● What is expected
Word for word, quote all of the material, omitting the pictures.

● Material provided
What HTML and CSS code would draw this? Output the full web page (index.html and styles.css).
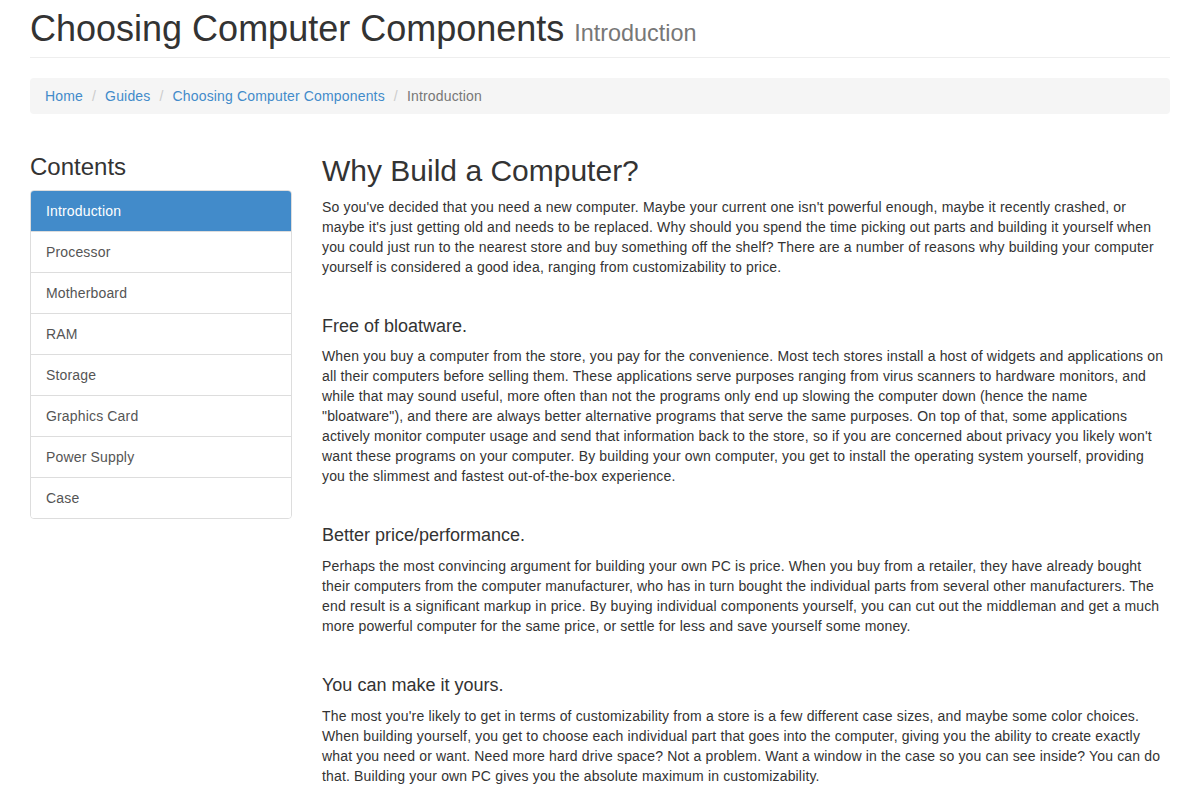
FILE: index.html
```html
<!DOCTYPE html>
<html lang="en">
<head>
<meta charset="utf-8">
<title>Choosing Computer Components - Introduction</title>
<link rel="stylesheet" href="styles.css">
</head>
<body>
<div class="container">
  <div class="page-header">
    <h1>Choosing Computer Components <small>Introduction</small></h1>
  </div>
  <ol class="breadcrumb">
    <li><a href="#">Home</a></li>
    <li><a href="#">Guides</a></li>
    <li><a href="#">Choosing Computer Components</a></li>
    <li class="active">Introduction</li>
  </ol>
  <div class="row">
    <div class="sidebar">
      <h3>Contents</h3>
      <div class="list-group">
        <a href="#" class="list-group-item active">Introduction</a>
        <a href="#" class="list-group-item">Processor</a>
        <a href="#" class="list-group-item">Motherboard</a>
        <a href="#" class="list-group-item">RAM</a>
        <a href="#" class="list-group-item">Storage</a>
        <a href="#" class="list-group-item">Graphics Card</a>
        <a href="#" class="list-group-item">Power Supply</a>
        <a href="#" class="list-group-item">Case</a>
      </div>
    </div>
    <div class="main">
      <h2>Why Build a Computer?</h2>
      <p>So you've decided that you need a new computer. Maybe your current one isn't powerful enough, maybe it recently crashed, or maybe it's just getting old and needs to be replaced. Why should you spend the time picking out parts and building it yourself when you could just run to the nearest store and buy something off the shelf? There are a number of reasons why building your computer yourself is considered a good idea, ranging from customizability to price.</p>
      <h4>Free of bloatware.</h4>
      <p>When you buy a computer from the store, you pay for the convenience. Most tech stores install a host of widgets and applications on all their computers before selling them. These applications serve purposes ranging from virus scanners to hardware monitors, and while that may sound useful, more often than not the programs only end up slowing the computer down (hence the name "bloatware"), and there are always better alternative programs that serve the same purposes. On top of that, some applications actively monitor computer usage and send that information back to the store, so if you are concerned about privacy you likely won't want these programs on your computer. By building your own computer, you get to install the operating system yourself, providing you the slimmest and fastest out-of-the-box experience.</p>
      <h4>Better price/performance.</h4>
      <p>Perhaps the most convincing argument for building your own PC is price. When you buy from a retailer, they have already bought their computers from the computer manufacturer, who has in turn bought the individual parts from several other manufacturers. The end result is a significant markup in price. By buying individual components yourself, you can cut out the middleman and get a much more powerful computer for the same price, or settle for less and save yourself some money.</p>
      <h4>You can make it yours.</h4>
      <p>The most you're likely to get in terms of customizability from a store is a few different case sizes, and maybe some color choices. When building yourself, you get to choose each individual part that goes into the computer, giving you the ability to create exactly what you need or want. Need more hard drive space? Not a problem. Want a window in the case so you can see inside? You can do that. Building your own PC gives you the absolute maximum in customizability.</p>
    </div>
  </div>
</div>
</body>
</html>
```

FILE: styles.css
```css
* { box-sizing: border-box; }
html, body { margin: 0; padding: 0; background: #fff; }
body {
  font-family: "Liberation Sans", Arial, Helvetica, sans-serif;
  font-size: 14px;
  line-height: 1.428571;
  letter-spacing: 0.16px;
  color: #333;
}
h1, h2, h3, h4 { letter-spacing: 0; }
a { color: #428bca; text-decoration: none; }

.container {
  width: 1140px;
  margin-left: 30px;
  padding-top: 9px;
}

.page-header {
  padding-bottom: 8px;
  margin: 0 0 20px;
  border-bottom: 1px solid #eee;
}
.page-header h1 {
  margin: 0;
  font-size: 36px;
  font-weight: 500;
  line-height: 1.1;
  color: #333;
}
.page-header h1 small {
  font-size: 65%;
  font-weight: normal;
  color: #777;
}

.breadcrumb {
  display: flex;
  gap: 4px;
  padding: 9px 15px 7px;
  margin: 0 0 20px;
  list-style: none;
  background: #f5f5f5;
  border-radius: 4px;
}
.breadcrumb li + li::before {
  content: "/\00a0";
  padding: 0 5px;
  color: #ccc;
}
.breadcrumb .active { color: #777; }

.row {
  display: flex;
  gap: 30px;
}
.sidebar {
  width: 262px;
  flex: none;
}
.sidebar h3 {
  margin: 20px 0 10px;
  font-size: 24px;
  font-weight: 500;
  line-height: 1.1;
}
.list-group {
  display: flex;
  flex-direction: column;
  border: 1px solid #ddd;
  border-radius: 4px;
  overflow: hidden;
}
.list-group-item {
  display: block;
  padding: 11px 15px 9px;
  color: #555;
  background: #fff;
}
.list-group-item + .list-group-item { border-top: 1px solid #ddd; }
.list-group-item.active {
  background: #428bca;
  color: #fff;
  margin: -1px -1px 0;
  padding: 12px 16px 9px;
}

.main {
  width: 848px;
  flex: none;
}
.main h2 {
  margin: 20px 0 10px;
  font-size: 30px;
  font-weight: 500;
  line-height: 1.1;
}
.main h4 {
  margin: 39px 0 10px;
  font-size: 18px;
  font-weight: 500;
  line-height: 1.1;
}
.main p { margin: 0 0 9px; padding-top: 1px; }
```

● Result below
What HTML and CSS code would draw this? Output the full web page (index.html and styles.css).
FILE: index.html
```html
<!DOCTYPE html>
<html lang="en">
<head>
<meta charset="utf-8">
<title>Choosing Computer Components - Introduction</title>
<link rel="stylesheet" href="styles.css">
</head>
<body>
<div class="container">
  <div class="page-header">
    <h1>Choosing Computer Components <small>Introduction</small></h1>
  </div>
  <ol class="breadcrumb">
    <li><a href="#">Home</a></li>
    <li><a href="#">Guides</a></li>
    <li><a href="#">Choosing Computer Components</a></li>
    <li class="active">Introduction</li>
  </ol>
  <div class="row">
    <div class="sidebar">
      <h3>Contents</h3>
      <div class="list-group">
        <a href="#" class="list-group-item active">Introduction</a>
        <a href="#" class="list-group-item">Processor</a>
        <a href="#" class="list-group-item">Motherboard</a>
        <a href="#" class="list-group-item">RAM</a>
        <a href="#" class="list-group-item">Storage</a>
        <a href="#" class="list-group-item">Graphics Card</a>
        <a href="#" class="list-group-item">Power Supply</a>
        <a href="#" class="list-group-item">Case</a>
      </div>
    </div>
    <div class="main">
      <h2>Why Build a Computer?</h2>
      <p>So you've decided that you need a new computer. Maybe your current one isn't powerful enough, maybe it recently crashed, or maybe it's just getting old and needs to be replaced. Why should you spend the time picking out parts and building it yourself when you could just run to the nearest store and buy something off the shelf? There are a number of reasons why building your computer yourself is considered a good idea, ranging from customizability to price.</p>
      <h4>Free of bloatware.</h4>
      <p>When you buy a computer from the store, you pay for the convenience. Most tech stores install a host of widgets and applications on all their computers before selling them. These applications serve purposes ranging from virus scanners to hardware monitors, and while that may sound useful, more often than not the programs only end up slowing the computer down (hence the name "bloatware"), and there are always better alternative programs that serve the same purposes. On top of that, some applications actively monitor computer usage and send that information back to the store, so if you are concerned about privacy you likely won't want these programs on your computer. By building your own computer, you get to install the operating system yourself, providing you the slimmest and fastest out-of-the-box experience.</p>
      <h4>Better price/performance.</h4>
      <p>Perhaps the most convincing argument for building your own PC is price. When you buy from a retailer, they have already bought their computers from the computer manufacturer, who has in turn bought the individual parts from several other manufacturers. The end result is a significant markup in price. By buying individual components yourself, you can cut out the middleman and get a much more powerful computer for the same price, or settle for less and save yourself some money.</p>
      <h4>You can make it yours.</h4>
      <p>The most you're likely to get in terms of customizability from a store is a few different case sizes, and maybe some color choices. When building yourself, you get to choose each individual part that goes into the computer, giving you the ability to create exactly what you need or want. Need more hard drive space? Not a problem. Want a window in the case so you can see inside? You can do that. Building your own PC gives you the absolute maximum in customizability.</p>
    </div>
  </div>
</div>
</body>
</html>
```

FILE: styles.css
```css
* { box-sizing: border-box; }
html, body { margin: 0; padding: 0; background: #fff; }
body {
  font-family: "Liberation Sans", Arial, Helvetica, sans-serif;
  font-size: 14px;
  line-height: 1.428571;
  letter-spacing: 0.16px;
  color: #333;
}
h1, h2, h3, h4 { letter-spacing: 0; }
a { color: #428bca; text-decoration: none; }

.container {
  width: 1140px;
  margin-left: 30px;
  padding-top: 9px;
}

.page-header {
  padding-bottom: 8px;
  margin: 0 0 20px;
  border-bottom: 1px solid #eee;
}
.page-header h1 {
  margin: 0;
  font-size: 36px;
  font-weight: 500;
  line-height: 1.1;
  color: #333;
}
.page-header h1 small {
  font-size: 65%;
  font-weight: normal;
  color: #777;
}

.breadcrumb {
  display: flex;
  gap: 4px;
  padding: 9px 15px 7px;
  margin: 0 0 20px;
  list-style: none;
  background: #f5f5f5;
  border-radius: 4px;
}
.breadcrumb li + li::before {
  content: "/\00a0";
  padding: 0 5px;
  color: #ccc;
}
.breadcrumb .active { color: #777; }

.row {
  display: flex;
  gap: 30px;
}
.sidebar {
  width: 262px;
  flex: none;
}
.sidebar h3 {
  margin: 20px 0 10px;
  font-size: 24px;
  font-weight: 500;
  line-height: 1.1;
}
.list-group {
  display: flex;
  flex-direction: column;
  border: 1px solid #ddd;
  border-radius: 4px;
  overflow: hidden;
}
.list-group-item {
  display: block;
  padding: 11px 15px 9px;
  color: #555;
  background: #fff;
}
.list-group-item + .list-group-item { border-top: 1px solid #ddd; }
.list-group-item.active {
  background: #428bca;
  color: #fff;
  margin: -1px -1px 0;
  padding: 12px 16px 9px;
}

.main {
  width: 848px;
  flex: none;
}
.main h2 {
  margin: 20px 0 10px;
  font-size: 30px;
  font-weight: 500;
  line-height: 1.1;
}
.main h4 {
  margin: 39px 0 10px;
  font-size: 18px;
  font-weight: 500;
  line-height: 1.1;
}
.main p { margin: 0 0 9px; padding-top: 1px; }
```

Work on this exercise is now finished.